De hoofdschotel was de Brexit problematiek. Vanaf de eerste vergadering van de Raad zijn wij er mee bezig geweest: eerst om de problematiek te schetsen en ons erin te verdiepen en dan om antwoord te bieden aan de Britse advocaten die ingeschreven waren op de EU-lijst. Er bestaat een subtiele controverse over de vraag of de Britse advocaten met hun internationale kantoren een zegen waren of niet voor de Brusselse balie en de Belgische advocaten. De overgrote meerderheid van onze advocaten is van mening dat zij de lat hoger hebben doen leggen en de beroepsstandaarden verhoogden, en de Brusselse Balie een grotere rol op het advocatentoneel lieten spelen. Wij zijn daarom binnen een, weliswaar precieze, toepassing van de regels de Britse advocaten behulpzaam geweest bij het vrijwaren van hun rechten na de Brexit. Voor nieuwjaar zijn wij daarom bezig geweest met de begeleiding van de overgang van sommige Britse advocaten die naar het tableau konden overstappen. Na nieuwjaar hebben de anderen, die niet konden overgaan, onze medewerkers en de raad aan het werk gehouden. Mr. Vanheeswijck is een wandelende encyclopedie geworden in de vestigingsaspecten van Britse en andere advocaten.”

Persoonlijke noot van de stafhouder over fotografie

In mijn vrije tijd of om stoom af te blazen wanneer dat nodig is, neem ik mijn toevlucht (en dat is het soms wel, een vlucht) tot het maken van foto’s.

Mijn grootmoeder had reeds zo’n oude camera met een balg, mijn moeder was bekend voor het maken van mooie beelden, en ikzelf ben al van kinds af aan bezig met fotografie.

Ik heb altijd aan analoge fotografie gedaan en doe dat nog steeds. Ik maak nauwelijks digitale beelden. Ik denk dat ik een nostalgicus ben. Beelden maken op film of digitaal heeft veel meer te maken met de inhoud van de beelden dan met technische kwaliteit van beeldmateriaal.

Wanneer men met filmrolletjes werkt, en zeker wanneer men middenformaat filmrolletjes gebruikt van 12 beelden die men met de hand telkens moet opwinden en afwinden, denkt men drie keer na alvorens een foto te maken. Zo maakt men fundamenteel andere beelden dan met een digitale camera die een onbeperkt aantal beelden toelaat.

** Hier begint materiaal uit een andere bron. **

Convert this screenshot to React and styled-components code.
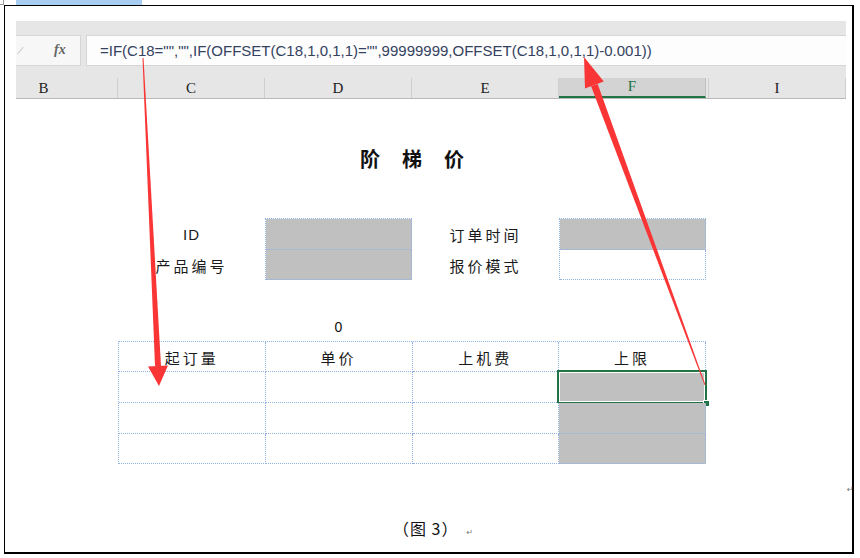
import React from 'react';
import styled, { createGlobalStyle } from 'styled-components';

const GlobalStyle = createGlobalStyle`
  html, body {
    margin: 0;
    padding: 0;
    background: #ffffff;
  }
  body {
    font-family: "Noto Sans CJK SC", "Liberation Sans", sans-serif;
  }
`;

const CJK = `"Noto Sans CJK SC", "Liberation Sans", sans-serif`;
const DOT = '1px dotted #8fb1e3';

// 页面
const Page = styled.div`
  position: relative;
  width: 860px;
  height: 558px;
  overflow: hidden;
  background: #fff;
`;

const TopStrip = styled.div`
  display: flex;
  height: 5px;
`;

const CornerMark = styled.div`
  width: 3px;
  height: 4px;
  border-right: 1px solid #9a9a9a;
  border-bottom: 1px solid #9a9a9a;
`;

const BlueTab = styled.div`
  margin-left: 12px;
  width: 126px;
  background: #a7cdf1;
`;

const Frame = styled.div`
  box-sizing: border-box;
  margin-left: 4px;
  width: 850px;
  height: 549px;
  border-style: solid;
  border-color: #000;
  border-width: 1px 2px 2px 1px;
  padding: 15px 0 0 11px;
  display: flex;
  flex-direction: column;
`;

const ImageLine = styled.div`
  display: flex;
  align-items: flex-end;
`;

const ReturnMark = styled.span`
  font-family: "DejaVu Sans", sans-serif;
  font-size: 8px;
  color: #777;
  line-height: 10px;
  margin-left: ${p => p.$gap || 0}px;
`;

// Excel 截图
const Excel = styled.div`
  width: 830px;
  height: 474px;
  display: flex;
  flex-direction: column;
  background: #fff;
`;

const TopBand = styled.div`
  height: 14px;
  background: #e6e6e6;
`;

const FormulaRow = styled.div`
  display: flex;
  height: 32px;
  background: #e6e6e6;
`;

const FxBox = styled.div`
  box-sizing: border-box;
  width: 65px;
  display: flex;
  align-items: center;
  background: #f7f7f7;
  border: 1px solid #d6d6d6;
  border-left: none;
`;

const Tick = styled.span`
  width: 1px;
  height: 9px;
  background: #c8c8c8;
  transform: rotate(40deg);
  margin-left: 4px;
`;

const Fx = styled.span`
  margin-left: 33px;
  font-family: "Liberation Serif", serif;
  font-style: italic;
  font-weight: bold;
  font-size: 14px;
  color: #666;
`;

const FormulaInput = styled.div`
  box-sizing: border-box;
  flex: 1;
  margin-left: 5px;
  display: flex;
  align-items: center;
  padding-left: 13px;
  background: #fdfdfd;
  border: 1px solid #d6d6d6;
  border-right: none;
  font-family: "Liberation Sans", sans-serif;
  font-size: 15px;
  color: #34415f;
  white-space: nowrap;
`;

const MidBand = styled.div`
  height: 12px;
  background: #e6e6e6;
`;

const HeaderRow = styled.div`
  display: grid;
  grid-template-columns: 102px 147px 147px 147px 147px 140px;
  height: 21px;
  background: #e6e6e6;
  border-bottom: 1px solid #b9b9b9;
`;

const ColHead = styled.div`
  box-sizing: border-box;
  display: flex;
  align-items: flex-end;
  justify-content: center;
  padding-bottom: 1px;
  padding-right: ${p => p.$shift || 0}px;
  font-family: "Liberation Serif", serif;
  font-size: 15px;
  color: ${p => (p.$active ? '#217346' : '#222')};
  background: ${p => (p.$active ? '#d3d3d3' : 'transparent')};
  border-right: 1px solid ${p => (p.$active ? '#c0c0c0' : '#cfcfcf')};
  border-bottom: ${p => (p.$active ? '2px solid #217346' : 'none')};
  border-left: ${p => (p.$double ? '1px solid #cfcfcf' : 'none')};
  margin-left: ${p => (p.$double ? '2px' : '0')};
`;

// 工作表
const Sheet = styled.div`
  display: grid;
  grid-template-columns: 102px 147px 147px 147px 147px 140px;
  grid-template-rows: 120px repeat(9, 30.67px);
`;

const Title = styled.div`
  grid-column: 2 / 6;
  grid-row: 1;
  align-self: start;
  padding-top: 48px;
  text-align: center;
  font-family: ${CJK};
  font-weight: bold;
  font-size: 20px;
  line-height: 24px;
  letter-spacing: 22px;
  text-indent: 22px;
  color: #111;
`;

const Label = styled.div`
  grid-column: ${p => p.$col};
  grid-row: ${p => p.$row};
  display: flex;
  align-items: center;
  justify-content: center;
  font-family: ${p => (p.$latin ? '"Liberation Sans", sans-serif' : CJK)};
  font-size: 15px;
  letter-spacing: ${p => (p.$latin ? '1px' : '3px')};
  color: #1a1a1a;
`;

const Zero = styled.div`
  grid-column: 3;
  grid-row: 5;
  display: flex;
  align-items: center;
  justify-content: center;
  padding-top: 2px;
  font-family: "Liberation Sans", sans-serif;
  font-size: 14px;
  color: #111;
`;

const BoxStack = styled.div`
  grid-column: ${p => p.$col};
  grid-row: 2 / 4;
  display: grid;
  grid-template-rows: 1fr 1fr;
  border-top: ${DOT};
  border-left: ${DOT};
  margin-top: -1px;
`;

const Cell = styled.div`
  position: relative;
  box-sizing: border-box;
  display: flex;
  align-items: flex-end;
  justify-content: center;
  padding-bottom: 3px;
  background: ${p => (p.$fill ? '#c0c0c0' : '#fff')};
  border-right: ${DOT};
  border-bottom: ${DOT};
  font-family: ${CJK};
  font-size: 15px;
  letter-spacing: 3px;
  color: #1a1a1a;
`;

const Table = styled.div`
  grid-column: 2 / 6;
  grid-row: 6 / 10;
  display: grid;
  grid-template-columns: repeat(4, 1fr);
  grid-template-rows: repeat(4, 1fr);
  border-top: ${DOT};
  border-left: ${DOT};
  margin-top: -1px;
`;

const Selection = styled.div`
  position: absolute;
  left: -2px;
  top: -2px;
  right: -2px;
  bottom: -2px;
  border: 2px solid #217346;
  box-shadow: inset 0 0 0 1px #ffffff;
`;

const Handle = styled.div`
  position: absolute;
  right: -5px;
  bottom: -5px;
  width: 5px;
  height: 5px;
  background: #217346;
  border: 1px solid #fff;
`;

const Caption = styled.div`
  margin-top: 21px;
  padding-left: 377px;
  display: flex;
  align-items: baseline;
  font-family: ${CJK};
  font-size: 16px;
  line-height: 24px;
  letter-spacing: 1px;
  color: #111;
`;

const Overlay = styled.svg`
  position: absolute;
  left: 0;
  top: 0;
  pointer-events: none;
`;

const columns = ['B', 'C', 'D', 'E', 'F', 'I'];
const formula = '=IF(C18="","",IF(OFFSET(C18,1,0,1,1)="",99999999,OFFSET(C18,1,0,1,1)-0.001))';
const tableHeads = ['起订量', '单价', '上机费', '上限'];

function Arrows() {
  return (
    <Overlay width="860" height="558" viewBox="0 0 860 558">
      <g fill="#fa3535">
        {/* 左侧箭头 */}
        <polygon points="142.5,58 143.5,58 161,366 155,366" />
        <polygon points="148,366.5 168,365.5 159,386" />
        {/* 右侧箭头 */}
        <polygon points="705.5,385 704.5,385 591.1,86.3 597.7,83.9" />
        <polygon points="585,88.6 603.8,81.6 584,57" />
      </g>
    </Overlay>
  );
}

export default function App() {
  return (
    <Page>
      <GlobalStyle />
      <TopStrip>
        <CornerMark />
        <BlueTab />
      </TopStrip>
      <Frame>
        <ImageLine>
          <Excel>
            <TopBand />
            <FormulaRow>
              <FxBox>
                <Tick />
                <Fx>fx</Fx>
              </FxBox>
              <FormulaInput>{formula}</FormulaInput>
            </FormulaRow>
            <MidBand />
            <HeaderRow>
              {columns.map(c => (
                <ColHead
                  key={c}
                  $active={c === 'F'}
                  $double={c === 'I'}
                  $shift={c === 'B' ? 46 : 0}
                >
                  {c}
                </ColHead>
              ))}
            </HeaderRow>
            <Sheet>
              <Title>阶梯价</Title>
              <Label $col={2} $row={2} $latin>ID</Label>
              <Label $col={2} $row={3}>产品编号</Label>
              <BoxStack $col={3}>
                <Cell $fill />
                <Cell $fill />
              </BoxStack>
              <Label $col={4} $row={2}>订单时间</Label>
              <Label $col={4} $row={3}>报价模式</Label>
              <BoxStack $col={5}>
                <Cell $fill />
                <Cell />
              </BoxStack>
              <Zero>0</Zero>
              <Table>
                {tableHeads.map(h => (
                  <Cell key={h}>{h}</Cell>
                ))}
                {[0, 1, 2].map(r =>
                  [0, 1, 2, 3].map(c => (
                    <Cell key={`${r}-${c}`} $fill={c === 3}>
                      {r === 0 && c === 3 && (
                        <Selection>
                          <Handle />
                        </Selection>
                      )}
                    </Cell>
                  ))
                )}
              </Table>
            </Sheet>
          </Excel>
          <ReturnMark $gap={1}>↵</ReturnMark>
        </ImageLine>
        <Caption>
          （图 3）<ReturnMark $gap={8}>↵</ReturnMark>
        </Caption>
      </Frame>
      <Arrows />
    </Page>
  );
}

In mijn kantoor hangen meerdere beelden die ik maakte, een selectie van beelden waaraan ik gehecht ben en die veel voor mij betekenen. Alle beelden die hier hangen, zijn gemaakt op film. Het zijn variaties op het gebruik van licht. De portretten zijn gemaakt in een studio met drie studiolampen (met continu belichting, geen flits) die men kan richten totdat de juiste schaduwen gevonden zijn; voor de andere beelden maakte ik gebruik van het aanwezige licht. In beide gevallen is veel geduld nodig om de juiste opstelling te vinden of te wachten op het juiste licht. Zwart-wit fotografie leent zich bij uitstek tot het spelen met licht en belichting.

De grote reeks die hier hangt, is een deel van mijn tentoonstelling van toen ik een opleiding fotografie aan de academie afrondde. Het is een studie van belichtingstechnieken over de decennia van de twintigste eeuw heen.

De principes van die belichtingstechnieken zijn gelijkaardig aan die van de schilderkunst bijvoorbeeld. Denk maar aan Caravaggio… De bekende kunstenaar en schrijver David Hockney heeft twee boeken gewijd aan de vraag hoe schilders in het verleden zo nauwkeurig konden schilderen en hoe zij het licht beheersten. Aanbevolen lectuur voor al wie van licht houdt.